Synthetic Data for Deep Learning by Sergey I. Nikolenko
This is the first book on synthetic data for deep learning, and its breadth of coverage may render this book as the default reference on synthetic data for years to come. The book can also serve as an introduction to several other important subfields of machine learning that are seldom touched upon in other books. Machine learning as a discipline would not be possible without the inner workings of optimization at hand. The book includes the necessary sinews of optimization though the crux of the discussion centers on the increasingly popular tool for training deep learning models, namely synthetic data. It is expected that the field of synthetic data will undergo exponential growth in the near future. This book serves as a comprehensive survey of the field.
In the simplest case, synthetic data refers to computer-generated graphics used to train computer vision models. There are many more facets of synthetic data to consider. In the section on basic computer vision, the book discusses fundamental computer vision problems, both low-level (e.g., optical flow estimation) and high-level (e.g., object detection and semantic segmentation), synthetic environments and datasets for outdoor and urban scenes (autonomous driving), indoor scenes (indoor navigation), aerial navigation, and simulation environments for robotics. Additionally, it touches upon applications of synthetic data outside computer vision (in neural programming, bioinformatics, NLP, and more). It also surveys the work on improving synthetic data development and alternative ways to produce it such as GANs.

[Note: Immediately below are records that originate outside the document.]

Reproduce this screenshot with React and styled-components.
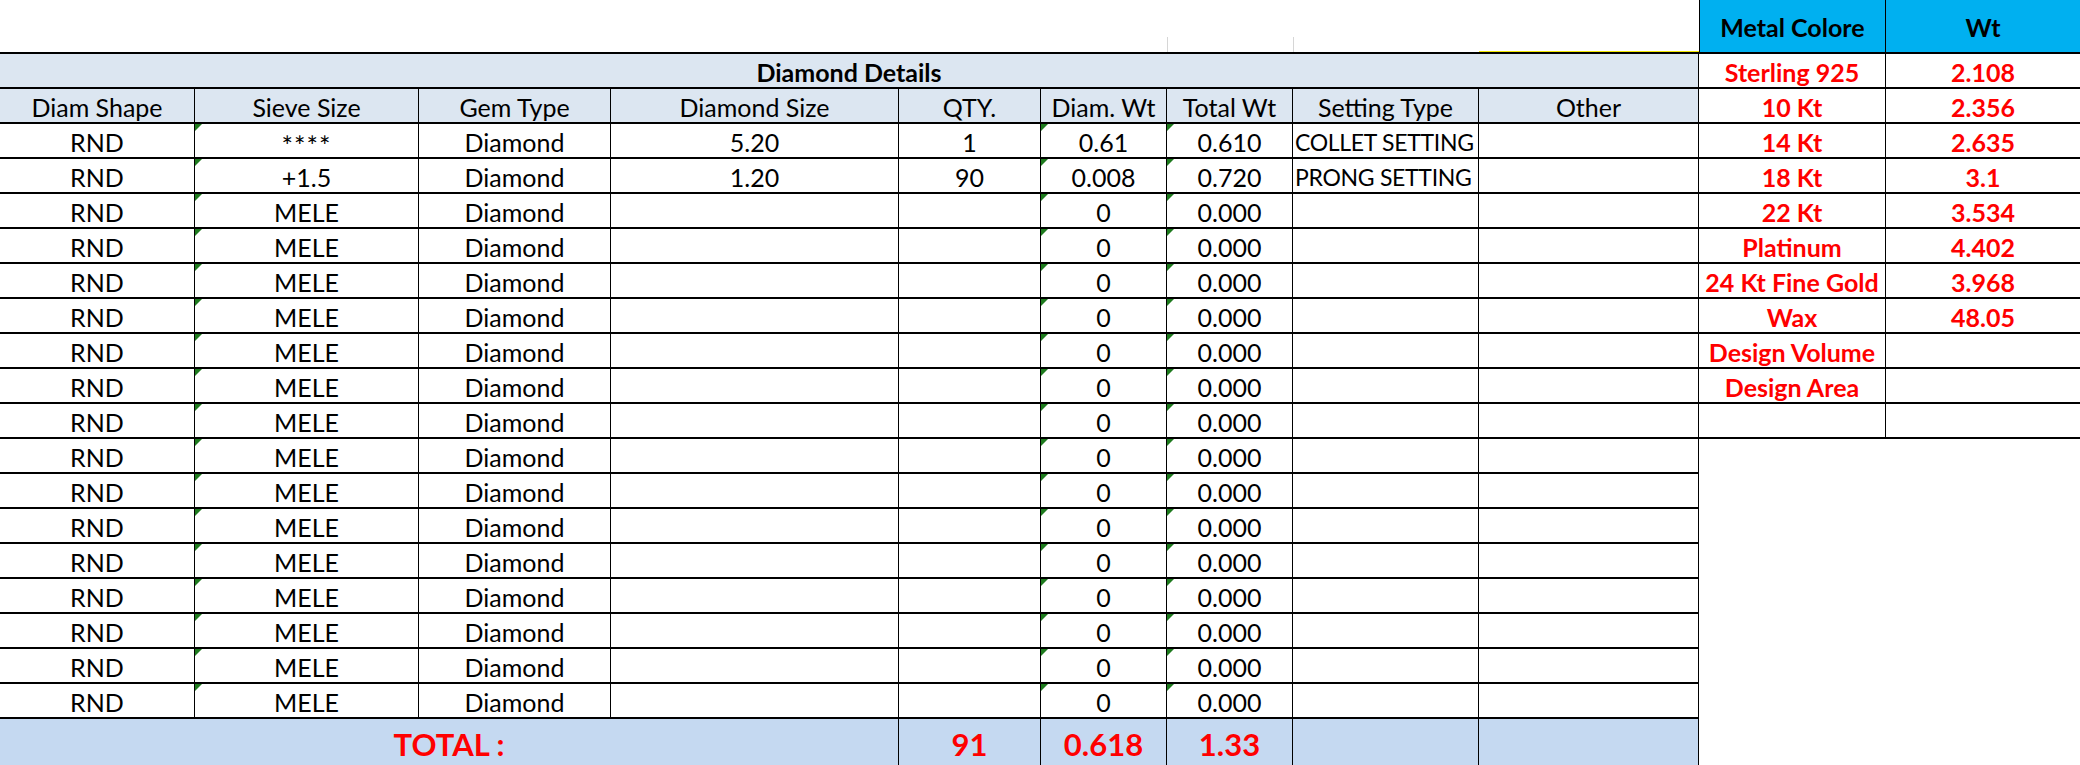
import styled, { createGlobalStyle } from "styled-components";

const GlobalStyle = createGlobalStyle`
  html, body {
    margin: 0;
    padding: 0;
    background: #fff;
  }
  body {
    width: 2080px;
    height: 765px;
    overflow: hidden;
    font-family: Lato, "Liberation Sans", sans-serif;
    color: #000;
  }
`

const COLS = "195px 224px 192px 288px 142px 126px 126px 186px 220px";

const Sheet = styled.div`
    display: flex;
    align-items: flex-start;
    width: 2080px;
`

const LeftPane = styled.div`
    width: 1699px;
    display: flex;
    flex-direction: column;
`

const Gap = styled.div`
    display: grid;
    grid-template-columns: ${COLS};
    height: 52px;
`

const GapCell = styled.div`
    align-self: end;
    height: 15px;
    box-sizing: border-box;
    border-left: ${props => props.$tick ? "1px solid #d6d6d6" : "none"};
    border-bottom: ${props => props.$yellow ? "1px solid #f2e600" : "none"};
`

const Grid = styled.div`
    display: grid;
    grid-template-columns: ${COLS};
    grid-template-rows: repeat(19, 35px) 52px;
    border-top: 2px solid #000;
`

const Cell = styled.div`
    box-sizing: border-box;
    position: relative;
    display: flex;
    align-items: center;
    justify-content: ${props => props.$left ? "flex-start" : "center"};
    padding: 2px ${props => props.$left ? "2px" : "4px"} 0;
    border-right: 1px solid #000;
    border-bottom: 2px solid #000;
    background: ${props => props.$fill || "#fff"};
    grid-column: ${props => props.$span ? `span ${props.$span}` : "auto"};
    font-size: ${props => props.$left ? "23px" : "25px"};
    letter-spacing: ${props => props.$left ? "-0.3px" : "normal"};
    font-weight: ${props => props.$bold ? 700 : 400};
    white-space: nowrap;

    &::before {
        content: "";
        display: ${props => props.$flag ? "block" : "none"};
        position: absolute;
        top: 0;
        left: 0;
        border-top: 7px solid #1e7b1e;
        border-right: 7px solid transparent;
    }
`

const Stars = styled.span`
    font-size: 27px;
    letter-spacing: 1px;
    position: relative;
    top: 4px;
`

const TotalCell = styled(Cell)`
    background: #c5d9f1;
    color: #ff0000;
    font-size: 31px;
    font-weight: 700;
    align-items: flex-start;
    padding-top: 6px;
    border-bottom: none;
`

const RightPane = styled.div`
    width: 381px;
    display: grid;
    grid-template-columns: 187px 194px;
    grid-template-rows: 54px repeat(11, 35px);
`

const MetalHead = styled.div`
    box-sizing: border-box;
    display: flex;
    align-items: center;
    justify-content: center;
    padding-top: 2px;
    background: #00b0f0;
    border-left: ${props => props.$first ? "1px solid #000" : "none"};
    border-right: ${props => props.$first ? "1px solid #000" : "none"};
    border-bottom: 2px solid #000;
    font-size: 25px;
    font-weight: 700;
`

const MetalCell = styled.div`
    box-sizing: border-box;
    display: flex;
    align-items: center;
    justify-content: center;
    padding-top: 2px;
    border-right: ${props => props.$first ? "1px solid #000" : "none"};
    border-bottom: 2px solid #000;
    color: #ff0000;
    font-size: 25px;
    font-weight: 700;
    white-space: nowrap;
`

const HEADERS = ["Diam Shape", "Sieve Size", "Gem Type", "Diamond Size", "QTY.", "Diam. Wt", "Total Wt", "Setting Type", "Other"];

const ROWS = [
    ["RND", "****", "Diamond", "5.20", "1", "0.61", "0.610", "COLLET SETTING", ""],
    ["RND", "+1.5", "Diamond", "1.20", "90", "0.008", "0.720", "PRONG SETTING", ""],
    ...Array.from({ length: 15 }, () => ["RND", "MELE", "Diamond", "", "", "0", "0.000", "", ""]),
];

const FLAGGED = [1, 5, 6];

const METALS = [
    ["Sterling 925", "2.108"],
    ["10 Kt", "2.356"],
    ["14 Kt", "2.635"],
    ["18 Kt", "3.1"],
    ["22 Kt", "3.534"],
    ["Platinum", "4.402"],
    ["24 Kt Fine Gold", "3.968"],
    ["Wax", "48.05"],
    ["Design Volume", ""],
    ["Design Area", ""],
    ["", ""],
];

const HEAD_FILL = "#dce6f1";

export default function App() {
    return (
        <>
            <GlobalStyle />
            <Sheet>
                <LeftPane>
                    <Gap>
                        {HEADERS.map((h, i) => (
                            <GapCell key={h} $tick={i === 6 || i === 7} $yellow={i === 8} />
                        ))}
                    </Gap>
                    <Grid>
                        <Cell $span={9} $bold $fill={HEAD_FILL}>Diamond Details</Cell>
                        {HEADERS.map(h => (
                            <Cell key={h} $fill={HEAD_FILL}>{h}</Cell>
                        ))}
                        {ROWS.map((row, r) =>
                            row.map((v, c) => (
                                <Cell key={`${r}-${c}`} $flag={FLAGGED.includes(c)} $left={c === 7}>
                                    {v === "****" ? <Stars>{v}</Stars> : v}
                                </Cell>
                            ))
                        )}
                        <TotalCell $span={4}>TOTAL :</TotalCell>
                        <TotalCell>91</TotalCell>
                        <TotalCell>0.618</TotalCell>
                        <TotalCell>1.33</TotalCell>
                        <TotalCell />
                        <TotalCell />
                    </Grid>
                </LeftPane>
                <RightPane>
                    <MetalHead $first>Metal Colore</MetalHead>
                    <MetalHead>Wt</MetalHead>
                    {METALS.map(([name, wt], i) => [
                        <MetalCell key={`n${i}`} $first>{name}</MetalCell>,
                        <MetalCell key={`w${i}`}>{wt}</MetalCell>,
                    ])}
                </RightPane>
            </Sheet>
        </>
    )
}
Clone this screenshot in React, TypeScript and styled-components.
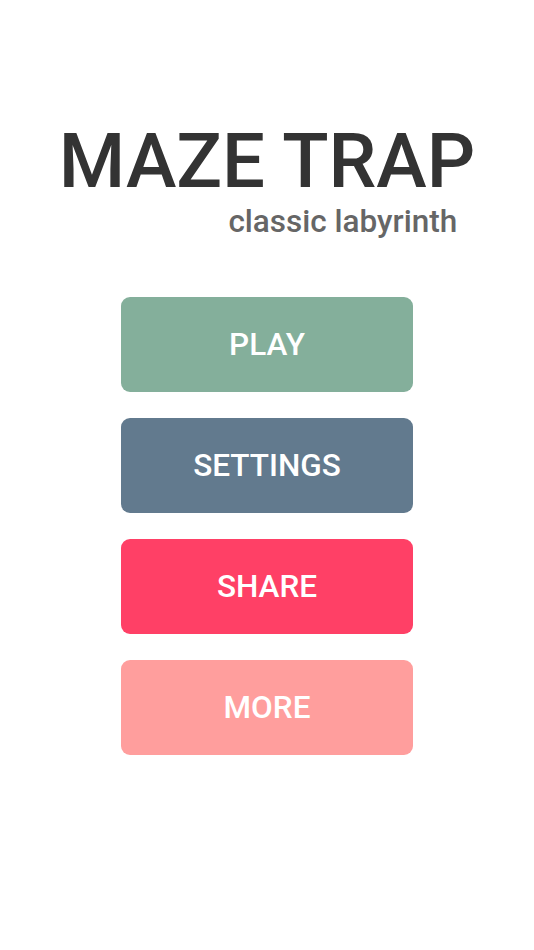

The book introduces and reviews several different approaches to synthetic data in various domains of machine learning, most notably the following fields: domain adaptation for making synthetic data more realistic and/or adapting the models to be trained on synthetic data and differential privacy for generating synthetic data with privacy guarantees. This discussion is accompanied by an introduction into generative adversarial networks (GAN) and an introduction to differential privacy.